The Company began producing paper labels in 1918 and has customer relationships
that have existed since that time. Multi-Color produces labels which are used
to wrap products or are affixed to finished product containers. These labels
are printed for chewing gum, bar soaps, canned food products, bottled (glass
and plastic) products, boxed food products and canned pet foods. In addition,
the Company produces gift wrap, printed plastic overwrap for paper towels and
toilet tissue and printed diaper backsheets.

In 1980, Multi-Color developed the in-mold label in response to the increasing
use of blow-molded plastic containers. Working in conjunction with a customer,
the Company and a leading supplier of blow-molded plastic containers developed
the in-mold label process which applies a label to a plastic container as the
container is being formed in the mold cavity. Multi-Color developed the label
and the method of applying the heat-activated adhesive to the label. The
in-mold label solves many of the quality problems associated with conventional
labels and produces a more attractive labeled container.
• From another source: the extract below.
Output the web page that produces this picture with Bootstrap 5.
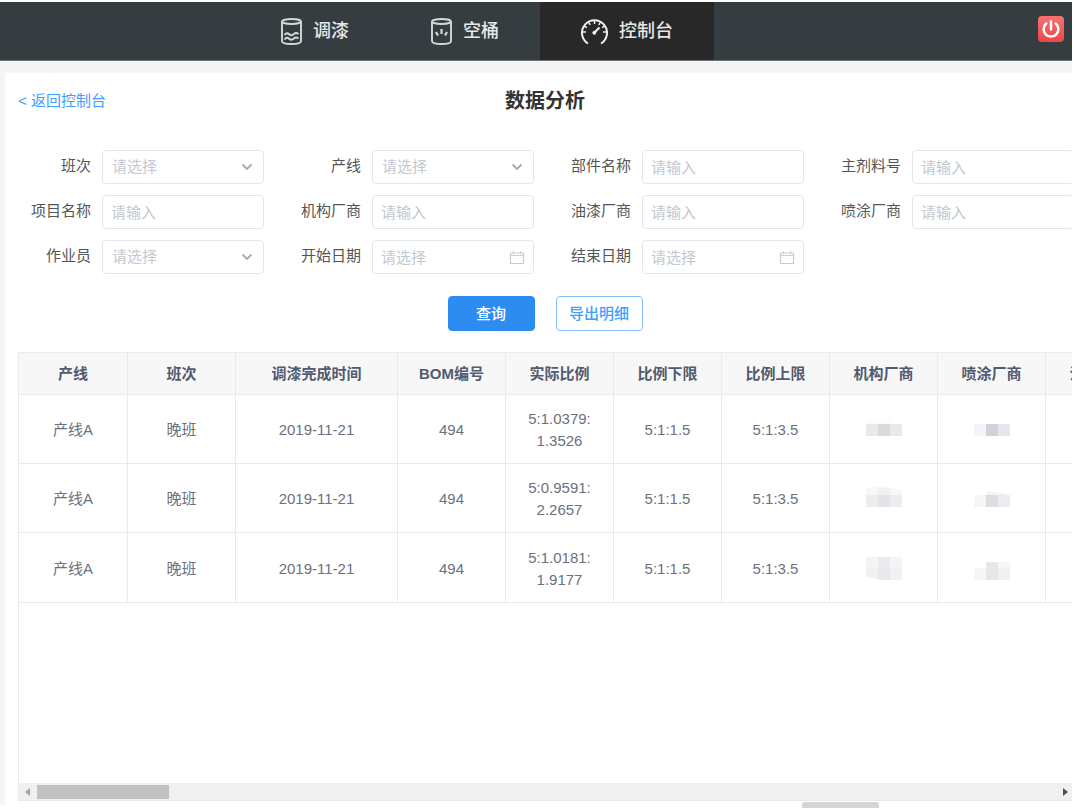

Multi-Color provides printed in-mold labels to consumer product companies and,
in addition, sells the unprinted in-mold label substrate to other label
printing companies. In-mold labels produced by Multi-Color are used on liquid
consumer product containers for laundry detergents, fabric softeners, fruit
juices, bleach, anti-freeze, dishwashing detergents and vegetable oils.

Based on the technological capabilities of its facilities, the Company has
introduced the following value added products in the growing markets listed
below:

(1) New plastic in-mold label products to improve the
appearance of containers while facilitating
recycling; and

(2) Shrink and tamper evident labels which provide enhanced
graphics and improved security for consumer products.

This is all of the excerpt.